THE EXERCISE: Comb the records below for the string "with" and copy each line where it turns up.

*** DATASET EXTRACT

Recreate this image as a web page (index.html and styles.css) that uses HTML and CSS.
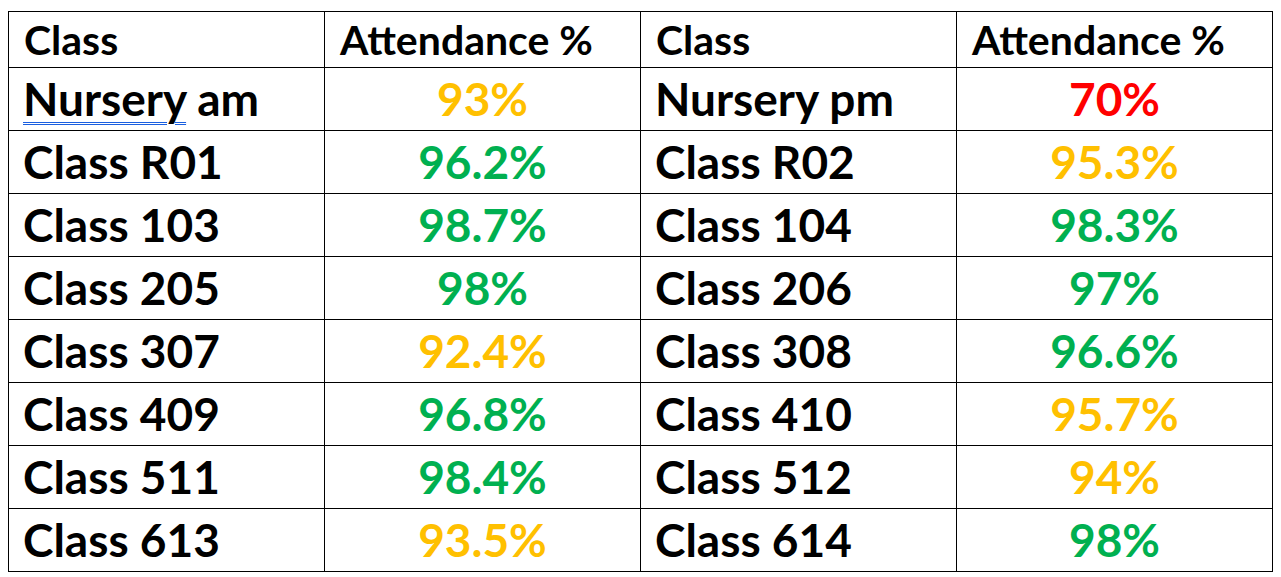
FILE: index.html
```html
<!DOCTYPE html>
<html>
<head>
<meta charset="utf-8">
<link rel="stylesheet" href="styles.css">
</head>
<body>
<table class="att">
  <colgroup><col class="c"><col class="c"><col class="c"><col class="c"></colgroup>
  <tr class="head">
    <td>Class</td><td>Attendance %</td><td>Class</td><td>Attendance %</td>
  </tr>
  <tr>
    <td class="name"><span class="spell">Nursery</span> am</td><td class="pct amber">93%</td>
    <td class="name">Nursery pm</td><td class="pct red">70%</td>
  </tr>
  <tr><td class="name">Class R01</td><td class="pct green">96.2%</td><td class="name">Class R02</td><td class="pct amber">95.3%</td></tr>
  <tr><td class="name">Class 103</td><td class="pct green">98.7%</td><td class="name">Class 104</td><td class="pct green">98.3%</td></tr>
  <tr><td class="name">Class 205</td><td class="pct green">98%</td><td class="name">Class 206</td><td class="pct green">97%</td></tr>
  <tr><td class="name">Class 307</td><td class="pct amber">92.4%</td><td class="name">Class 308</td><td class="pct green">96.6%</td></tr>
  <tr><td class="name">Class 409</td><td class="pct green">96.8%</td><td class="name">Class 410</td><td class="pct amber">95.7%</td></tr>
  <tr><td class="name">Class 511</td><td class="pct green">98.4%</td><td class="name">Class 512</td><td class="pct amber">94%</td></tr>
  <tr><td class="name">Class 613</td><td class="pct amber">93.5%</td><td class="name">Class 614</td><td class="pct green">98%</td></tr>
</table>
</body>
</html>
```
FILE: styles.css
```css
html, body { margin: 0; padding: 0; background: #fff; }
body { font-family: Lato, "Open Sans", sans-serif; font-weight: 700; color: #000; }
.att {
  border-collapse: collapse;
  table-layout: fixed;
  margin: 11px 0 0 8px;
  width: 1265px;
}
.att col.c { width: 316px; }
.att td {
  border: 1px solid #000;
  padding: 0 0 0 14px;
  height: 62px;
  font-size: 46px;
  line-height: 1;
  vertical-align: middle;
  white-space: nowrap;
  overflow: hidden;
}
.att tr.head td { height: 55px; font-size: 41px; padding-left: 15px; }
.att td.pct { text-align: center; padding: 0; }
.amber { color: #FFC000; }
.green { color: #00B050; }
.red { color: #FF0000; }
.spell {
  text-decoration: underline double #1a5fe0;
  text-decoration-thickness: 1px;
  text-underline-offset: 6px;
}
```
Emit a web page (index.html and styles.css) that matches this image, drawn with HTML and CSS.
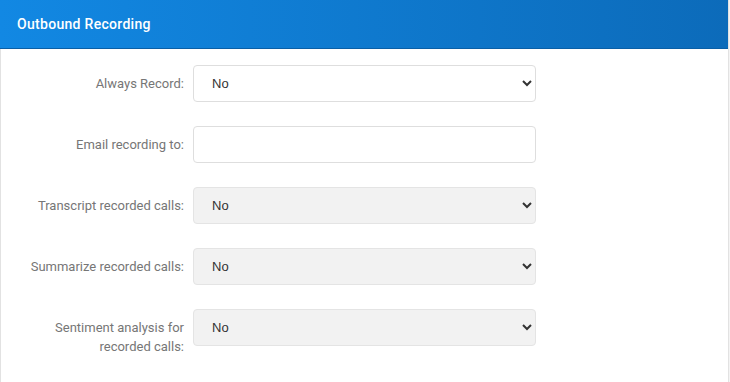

******
*** DATASET EXTRACT

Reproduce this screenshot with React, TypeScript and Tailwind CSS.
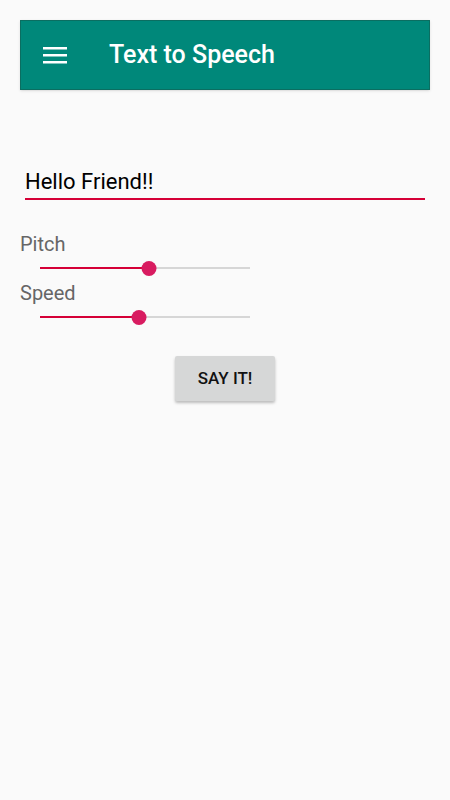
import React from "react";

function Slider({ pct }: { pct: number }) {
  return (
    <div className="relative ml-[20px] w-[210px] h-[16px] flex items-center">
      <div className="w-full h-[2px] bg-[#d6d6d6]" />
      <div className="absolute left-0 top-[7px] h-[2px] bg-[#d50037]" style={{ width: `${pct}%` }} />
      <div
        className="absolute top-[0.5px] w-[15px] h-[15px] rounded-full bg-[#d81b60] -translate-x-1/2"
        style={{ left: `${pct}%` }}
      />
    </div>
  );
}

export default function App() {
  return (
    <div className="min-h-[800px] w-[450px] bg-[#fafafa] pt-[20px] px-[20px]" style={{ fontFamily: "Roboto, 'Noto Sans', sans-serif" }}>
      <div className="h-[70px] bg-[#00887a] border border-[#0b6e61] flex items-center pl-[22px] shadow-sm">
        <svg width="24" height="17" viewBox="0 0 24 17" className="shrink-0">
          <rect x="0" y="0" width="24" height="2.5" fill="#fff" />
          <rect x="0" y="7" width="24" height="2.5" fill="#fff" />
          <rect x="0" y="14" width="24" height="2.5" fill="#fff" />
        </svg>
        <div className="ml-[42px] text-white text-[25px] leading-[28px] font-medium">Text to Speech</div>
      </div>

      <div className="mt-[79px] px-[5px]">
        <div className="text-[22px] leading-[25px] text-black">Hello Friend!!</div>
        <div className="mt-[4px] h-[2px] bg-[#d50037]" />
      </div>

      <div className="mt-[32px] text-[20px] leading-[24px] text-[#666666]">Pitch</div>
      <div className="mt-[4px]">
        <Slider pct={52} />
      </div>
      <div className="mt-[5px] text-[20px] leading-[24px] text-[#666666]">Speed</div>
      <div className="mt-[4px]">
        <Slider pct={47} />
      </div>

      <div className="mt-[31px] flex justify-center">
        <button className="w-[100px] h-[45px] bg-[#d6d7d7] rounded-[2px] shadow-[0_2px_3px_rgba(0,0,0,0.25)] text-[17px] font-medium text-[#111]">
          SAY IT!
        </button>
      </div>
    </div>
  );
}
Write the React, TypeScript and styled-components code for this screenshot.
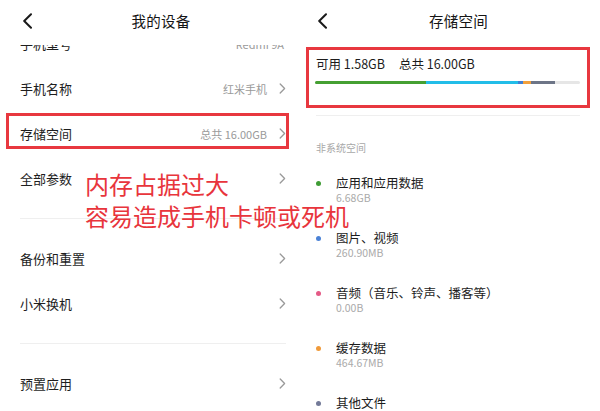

******

THE REPLY:
Emit a web page (index.html and styles.css) that matches this image, drawn with HTML and CSS.
Reproduce this screenshot with React, TypeScript and Tailwind CSS.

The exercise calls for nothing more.